Bild: Modisch nicht unbedingt der Renner, politisch gesehen aber total.
HAMBURG dpa/lno | Hamburgs Polizei kann weiter eigenmächtig über den Erlass
der umstrittenen Gefahrengebiete entscheiden. Grüne und Linke scheiterten
am Donnerstag in der Bürgerschaft mit Anträgen zu einem Verbot dieser
Sonderzonen. Auch FDP-Forderungen nach einer richterlichen Kontrolle vor
Erlass eines Gefahrengebiets fanden keine Mehrheit.
Die alleinregierende SPD beschloss mit Unterstützung von CDU und FDP nur,
dass die Polizei Gefahrengebiete künftig „in die jährliche Unterrichtung
der Bürgerschaft“ einbeziehen muss, „um die regelmäßigen Möglichkeiten
parlamentarischer Kontrolle auch dieser Maßnahme weiter zu verbessern“.
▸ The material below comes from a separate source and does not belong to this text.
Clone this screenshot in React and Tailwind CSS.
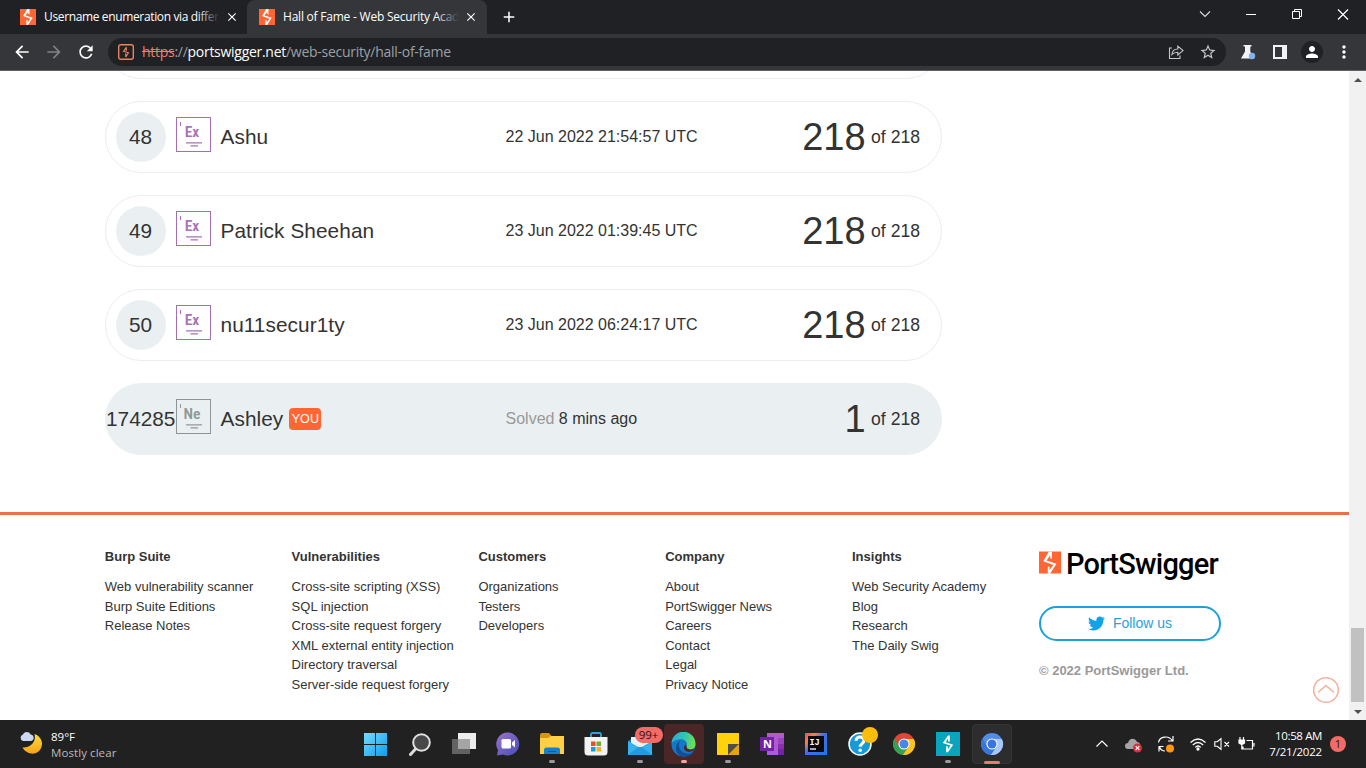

Die Polizei hatte nach den schweren Krawallen im Dezember vergangenen
Jahres und Angriffen auf Polizisten und Reviere am 4. Januar ein
Gefahrengebiet in bislang unbekannter Größe eingerichtet.
In zentralen Stadtteilen wie St. Pauli, der Sternschanze und Teilen Altonas
erlaubte sie sich selbst neun Tage lang, jeden Bürger verdachtsunabhängig
zu kontrollieren, seine Taschen „in Augenschein“ zu nehmen oder
Aufenthaltsverbote zu erteilen. Basis war das Hamburger „Gesetz über die
Datenverarbeitung der Polizei“. Ziel war es laut Polizei, weitere schwere
Straftaten zu verhindern.
## Eine Millionen für Kontrollen ausgegeben
Insgesamt wurde fast 1000 Mal kontrolliert. Die Kosten für die insgesamt
mehr als 3000 eingesetzten Beamten beliefen sich laut einer Senatsantwort
auf fast eine Million Euro. Die Gefahrengebiete brachten die Hansestadt
bundesweit in die Schlagzeilen. Sogar die US-Botschaft sah sich für ihre
Landsleute zu einem Hinweis genötigt.
Gleichzeitig kam es gerade wegen der Gefahrengebiete beinahe täglich zu
neuen Protesten und auch kleineren Ausschreitungen. Symbol für den Protest
wurde die Klobürste. Außerdem stellte sich heraus, dass der wohl für den
Erlass der Gefahrengebiete ausschlaggebende Angriff auf die Davidwache an
der Reeperbahn am 28. Dezember möglicherweise gar nicht so stattgefunden
hat wie von der Polizei geschildert.
Für Grüne und Linke kann die Konsequenz aus dieser Aktion nur ein Verbot
der Sonderzonen sein. „Hier hat die Polizei Politik gemacht“, kritisierte
die Grünen-Innenexpertin Antje Möller. Das könne so nicht weitergehen. „Das
erfüllt nicht einmal Mindestbedingungen von Rechtsstaatlichkeit“, betonte
die Linken-Innenexpertin Christiane Schneider. „Die gesetzliche
Ermächtigung zu Errichtung von Gefahrengebieten muss aus dem Gesetz
gestrichen werden.“
Der FDP-Innenpolitiker Carl Jarchow kritisierte eine „willkürliche
Anwendung“ des Gesetzes und forderte einen Richtervorbehalt. Außerdem dürfe
ein Gefahrengebiet nur überschaubare Straßenzüge umfassen. „Nur mit diesen
engeren Restriktionen wird es möglich sein, Verständnis für solche
vorübergehenden Sicherheitsmaßnahmen (...) zu erreichen.“
## Von einem Polizeistaat kann nicht die Rede sein
Unter den Oppositionsfraktionen bekannte sich einzig die CDU zu den
Gefahrengebieten, die sie selbst 2005 während ihrer Alleinregierung ins
Gesetz geschrieben hat. Dieses Instrument müsse erhalten bleiben, „weil wir
es zum Schutz vor Kriminalität und Gewalt dringend brauchen“, sagte der
CDU-Innenexperte Kai Voet van Vormizeele.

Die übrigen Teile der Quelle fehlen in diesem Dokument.